I know it seems as though I've been beating the dead horse by constantly talking about staying at home, and technically I have been at home since the week of Thanksgiving.  It just feels a little bit different knowing that I no longer have employment. I haven't been this stress free in YEARS.  My entire life has been filled with me learning something new, and now I get to learn how to be an awesome version of myself.  All of the learning has been education/career focused until now: 13 years of k-12, 4 years of college, almost 3 years deciding between law school and grad school, 2 years of grad school, 2 years learning how to be a higher ed professional…and before I know it, I'm 30.

In my last post I mentioned all the goals I have for being 30.  I should add one more of getting to know myself better.  I spend so much time getting to know other things and people, that I don't get to spend much time on me.  I still don't with me spending 24 hours a day with Charlie, a little less than that with William, and quite a bit less than that with Lance.  However, there are those quiet times where I'm not cleaning or doing laundry, and I can just think.  I know I want to be happier with myself - and a big part of that is being healthier.  Another part of it, is that I can be a bit of an intellectual (not at all in a conceited manner) who needs to have her brain stimulated.  That was a concern of mine when deciding to stay home.  I didn't want to give up my daily brain usage.  I'm now figuring out that there is no such thing as an idle brain with me - it just redirects.  I will always have something I'm needing to plan or a new skill to learn.  It seems that lately, I've been feeling pulled to writing.  I'd love to have an amazing idea strike me so I could have so much fun writing. I have a little pipe dream of writing a novel, the problem is that I need the idea or concept. I don't even care if it ever gets published, I'd just like to have an original idea written by yours truly.  We'll see what develops in months to come. :)


Because everyone deserves to see a picture of two precious brothers

On the family front, my boys continue to become more and more awesome.  William is becoming so funny, and I think he may be realizing that his defiant streak gets him nowhere, so there's no point in letting me have it.  Our lingering issue is getting him to keep his butt in bed.  Every night takes us over an hour to get him to bed.  He comes out with a request for hugs and kisses, then to have help going potty, and then just to have mommy or daddy to lay with him for a minute.  I'm constantly conflicted.  Parts of me wants to indulge him in his requests, because he will never be this age again.  The other part of me gets totally exhausted by his persistence and I just want him to hush up and get in bed. I guess if this is how one big annoyance then I can live with it.  His little brother being totally adorable also helps me cope with the tiny William drawbacks.  Charlie is getting to the point where he's desperately trying to giggle.  Lance can get him going by singing "Horse Right Here" from Guys and Dolls (don't tell him I wrote this), and I bring the giggles out by smiles and chats.  I guess he just thinks I'm funny looking.

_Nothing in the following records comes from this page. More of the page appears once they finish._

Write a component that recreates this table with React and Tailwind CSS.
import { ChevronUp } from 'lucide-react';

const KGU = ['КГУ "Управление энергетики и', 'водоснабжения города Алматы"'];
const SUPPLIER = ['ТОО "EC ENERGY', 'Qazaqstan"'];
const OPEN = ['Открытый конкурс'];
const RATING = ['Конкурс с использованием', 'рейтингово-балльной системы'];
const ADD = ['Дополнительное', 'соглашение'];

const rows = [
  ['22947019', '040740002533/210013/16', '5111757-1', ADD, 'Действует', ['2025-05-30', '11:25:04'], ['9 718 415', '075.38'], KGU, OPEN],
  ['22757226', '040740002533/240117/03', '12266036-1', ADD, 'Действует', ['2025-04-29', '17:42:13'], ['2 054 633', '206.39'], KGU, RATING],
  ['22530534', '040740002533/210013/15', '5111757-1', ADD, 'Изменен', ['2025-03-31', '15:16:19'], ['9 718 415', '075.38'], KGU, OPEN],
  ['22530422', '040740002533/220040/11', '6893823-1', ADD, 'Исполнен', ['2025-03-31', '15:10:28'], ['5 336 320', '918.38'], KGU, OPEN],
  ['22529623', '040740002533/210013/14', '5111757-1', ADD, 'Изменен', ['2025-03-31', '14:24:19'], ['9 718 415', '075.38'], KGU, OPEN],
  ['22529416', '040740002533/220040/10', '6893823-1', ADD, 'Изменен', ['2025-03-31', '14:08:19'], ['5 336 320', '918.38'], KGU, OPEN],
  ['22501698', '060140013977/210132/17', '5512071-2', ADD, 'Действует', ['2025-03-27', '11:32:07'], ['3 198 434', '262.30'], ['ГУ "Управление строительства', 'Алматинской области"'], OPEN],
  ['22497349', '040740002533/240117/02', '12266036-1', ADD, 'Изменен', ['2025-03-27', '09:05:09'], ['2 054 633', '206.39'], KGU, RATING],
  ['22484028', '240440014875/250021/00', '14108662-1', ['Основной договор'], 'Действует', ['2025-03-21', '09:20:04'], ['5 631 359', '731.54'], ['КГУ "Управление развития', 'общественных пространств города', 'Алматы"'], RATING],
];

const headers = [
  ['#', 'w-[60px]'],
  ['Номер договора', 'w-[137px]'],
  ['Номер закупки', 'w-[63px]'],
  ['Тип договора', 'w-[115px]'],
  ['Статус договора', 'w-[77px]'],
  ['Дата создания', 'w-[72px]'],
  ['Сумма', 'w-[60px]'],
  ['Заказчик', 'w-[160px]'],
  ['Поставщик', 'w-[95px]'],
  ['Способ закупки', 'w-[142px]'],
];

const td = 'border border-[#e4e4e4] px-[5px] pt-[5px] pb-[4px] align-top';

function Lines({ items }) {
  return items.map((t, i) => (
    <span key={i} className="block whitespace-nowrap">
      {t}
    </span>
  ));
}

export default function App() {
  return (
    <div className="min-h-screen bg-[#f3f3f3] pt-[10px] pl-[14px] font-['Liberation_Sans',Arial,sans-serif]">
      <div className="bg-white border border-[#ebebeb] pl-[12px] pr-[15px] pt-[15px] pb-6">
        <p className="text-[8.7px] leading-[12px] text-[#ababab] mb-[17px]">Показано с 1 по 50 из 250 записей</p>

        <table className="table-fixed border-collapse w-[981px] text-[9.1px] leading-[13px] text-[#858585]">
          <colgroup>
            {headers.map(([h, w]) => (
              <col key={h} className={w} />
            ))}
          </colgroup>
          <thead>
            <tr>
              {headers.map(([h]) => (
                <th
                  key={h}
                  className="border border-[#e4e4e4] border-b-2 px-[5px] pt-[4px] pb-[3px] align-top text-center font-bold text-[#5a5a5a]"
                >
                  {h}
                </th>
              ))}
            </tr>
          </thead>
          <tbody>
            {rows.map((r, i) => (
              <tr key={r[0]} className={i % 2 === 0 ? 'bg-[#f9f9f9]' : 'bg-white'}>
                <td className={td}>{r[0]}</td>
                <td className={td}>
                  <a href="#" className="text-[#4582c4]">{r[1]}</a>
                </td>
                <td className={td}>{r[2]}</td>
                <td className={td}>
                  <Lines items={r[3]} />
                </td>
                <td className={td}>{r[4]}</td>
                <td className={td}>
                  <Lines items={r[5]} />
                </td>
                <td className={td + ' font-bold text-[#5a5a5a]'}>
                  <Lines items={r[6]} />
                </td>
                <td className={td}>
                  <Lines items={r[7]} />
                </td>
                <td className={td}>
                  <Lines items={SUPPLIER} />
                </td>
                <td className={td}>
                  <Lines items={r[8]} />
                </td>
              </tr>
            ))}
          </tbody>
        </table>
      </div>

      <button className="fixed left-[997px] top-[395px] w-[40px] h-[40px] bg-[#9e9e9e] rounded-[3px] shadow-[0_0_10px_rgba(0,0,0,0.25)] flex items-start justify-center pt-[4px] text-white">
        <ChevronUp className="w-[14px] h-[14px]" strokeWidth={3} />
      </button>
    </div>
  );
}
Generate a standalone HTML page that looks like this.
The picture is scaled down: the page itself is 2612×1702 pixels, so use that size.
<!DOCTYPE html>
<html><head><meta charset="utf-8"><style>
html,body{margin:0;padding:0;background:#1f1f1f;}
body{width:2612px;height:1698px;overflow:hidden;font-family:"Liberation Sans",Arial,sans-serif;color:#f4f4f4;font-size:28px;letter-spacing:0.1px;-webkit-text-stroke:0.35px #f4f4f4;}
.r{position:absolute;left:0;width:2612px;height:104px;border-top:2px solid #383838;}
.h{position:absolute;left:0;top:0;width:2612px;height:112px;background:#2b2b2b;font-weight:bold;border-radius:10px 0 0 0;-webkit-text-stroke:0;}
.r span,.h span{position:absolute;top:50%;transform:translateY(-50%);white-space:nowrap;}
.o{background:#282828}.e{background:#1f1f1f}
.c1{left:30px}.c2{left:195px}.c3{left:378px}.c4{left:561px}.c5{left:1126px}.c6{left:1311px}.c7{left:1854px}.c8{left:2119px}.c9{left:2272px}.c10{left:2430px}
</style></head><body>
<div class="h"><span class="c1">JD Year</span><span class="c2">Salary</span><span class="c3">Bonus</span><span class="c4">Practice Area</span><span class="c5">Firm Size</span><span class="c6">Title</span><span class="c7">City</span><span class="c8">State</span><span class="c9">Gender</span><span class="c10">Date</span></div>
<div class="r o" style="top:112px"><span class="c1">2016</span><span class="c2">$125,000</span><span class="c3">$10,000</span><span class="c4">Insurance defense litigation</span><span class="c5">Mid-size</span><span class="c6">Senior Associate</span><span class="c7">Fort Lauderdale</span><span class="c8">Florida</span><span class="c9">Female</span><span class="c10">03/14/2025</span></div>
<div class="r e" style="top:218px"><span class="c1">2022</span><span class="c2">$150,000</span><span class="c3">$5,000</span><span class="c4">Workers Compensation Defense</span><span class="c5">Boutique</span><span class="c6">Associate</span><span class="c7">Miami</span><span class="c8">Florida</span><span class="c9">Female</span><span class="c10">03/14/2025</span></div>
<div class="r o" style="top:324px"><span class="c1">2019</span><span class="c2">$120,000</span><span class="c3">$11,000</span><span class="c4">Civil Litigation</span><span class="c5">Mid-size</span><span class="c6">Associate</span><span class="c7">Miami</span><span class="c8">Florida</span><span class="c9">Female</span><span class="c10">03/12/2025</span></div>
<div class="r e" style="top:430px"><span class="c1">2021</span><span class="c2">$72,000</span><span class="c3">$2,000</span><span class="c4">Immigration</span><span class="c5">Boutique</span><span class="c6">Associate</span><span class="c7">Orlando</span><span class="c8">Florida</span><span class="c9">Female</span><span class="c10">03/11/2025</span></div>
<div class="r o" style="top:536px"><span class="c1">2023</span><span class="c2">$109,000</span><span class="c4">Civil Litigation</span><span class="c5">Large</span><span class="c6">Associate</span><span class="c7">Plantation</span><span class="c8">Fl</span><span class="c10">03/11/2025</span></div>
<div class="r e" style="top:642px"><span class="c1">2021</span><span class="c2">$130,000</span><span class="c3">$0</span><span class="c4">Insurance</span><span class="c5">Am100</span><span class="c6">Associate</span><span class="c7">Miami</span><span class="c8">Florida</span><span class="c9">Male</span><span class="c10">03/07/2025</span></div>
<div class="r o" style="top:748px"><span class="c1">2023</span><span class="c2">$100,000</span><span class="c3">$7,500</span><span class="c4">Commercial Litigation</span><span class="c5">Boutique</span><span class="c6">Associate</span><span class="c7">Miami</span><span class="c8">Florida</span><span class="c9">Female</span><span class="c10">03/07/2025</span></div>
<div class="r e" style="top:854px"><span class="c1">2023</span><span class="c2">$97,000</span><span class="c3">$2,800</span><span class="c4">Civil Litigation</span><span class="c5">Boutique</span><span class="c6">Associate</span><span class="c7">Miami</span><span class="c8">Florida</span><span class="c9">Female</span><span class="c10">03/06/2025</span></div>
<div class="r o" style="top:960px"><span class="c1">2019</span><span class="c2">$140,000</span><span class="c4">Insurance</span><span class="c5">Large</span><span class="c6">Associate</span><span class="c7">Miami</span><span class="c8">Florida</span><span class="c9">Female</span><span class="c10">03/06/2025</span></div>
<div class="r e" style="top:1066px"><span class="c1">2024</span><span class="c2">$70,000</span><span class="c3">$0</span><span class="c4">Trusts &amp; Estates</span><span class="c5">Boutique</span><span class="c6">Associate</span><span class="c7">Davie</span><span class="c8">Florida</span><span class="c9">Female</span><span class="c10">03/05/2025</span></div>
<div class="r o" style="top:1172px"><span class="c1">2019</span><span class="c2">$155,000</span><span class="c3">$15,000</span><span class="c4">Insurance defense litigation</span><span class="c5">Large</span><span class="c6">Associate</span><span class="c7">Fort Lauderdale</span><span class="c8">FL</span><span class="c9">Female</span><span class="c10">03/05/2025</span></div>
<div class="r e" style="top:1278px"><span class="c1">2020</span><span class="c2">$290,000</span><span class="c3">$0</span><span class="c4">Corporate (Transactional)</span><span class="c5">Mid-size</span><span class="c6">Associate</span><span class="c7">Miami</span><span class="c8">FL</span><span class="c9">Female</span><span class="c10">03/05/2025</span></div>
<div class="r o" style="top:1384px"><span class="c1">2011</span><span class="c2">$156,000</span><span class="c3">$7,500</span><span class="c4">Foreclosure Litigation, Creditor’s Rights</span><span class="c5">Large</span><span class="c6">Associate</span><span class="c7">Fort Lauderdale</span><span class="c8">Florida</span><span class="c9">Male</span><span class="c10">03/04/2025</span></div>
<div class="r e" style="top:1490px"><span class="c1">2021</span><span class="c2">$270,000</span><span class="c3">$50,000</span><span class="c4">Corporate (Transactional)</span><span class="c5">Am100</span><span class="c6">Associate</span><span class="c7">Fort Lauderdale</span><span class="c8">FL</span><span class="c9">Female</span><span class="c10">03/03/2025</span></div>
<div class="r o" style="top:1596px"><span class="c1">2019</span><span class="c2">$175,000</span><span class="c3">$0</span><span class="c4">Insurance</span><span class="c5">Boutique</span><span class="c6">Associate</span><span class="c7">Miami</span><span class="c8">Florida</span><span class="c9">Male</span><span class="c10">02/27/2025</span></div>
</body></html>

Oh yeah, I can't remember if I mentioned that I donated my hair on my birthday.  I gave up 9.5" to Beautiful Lengths.  I originally donated to them in 2007 through Walmart when 7 of us at the home office were selected to have our hair cut and styled by celebrity stylist Danilo (think Gwen Stefani).  This time I think may hair was longer than it had ever been.  See the pictures? I'm so relieved to have it chopped.  Long, thick hair (while pretty) can be a literal pain.  Since my hair is so heavy, it actually gives me headaches when it is long.  Not to mention it takes 20-30 minutes to straighten - not to mention time needed if I actually dried it.  Now I can have my hair dried and straightened in the time it used to take to straighten.  Plus… may hair is going to make some lady a pretty nice wig some day.




That's all for now.  Happy Monday!  Hopefully everyone is staying inside and safe from the frigid air and crazy white stuff. Take care all!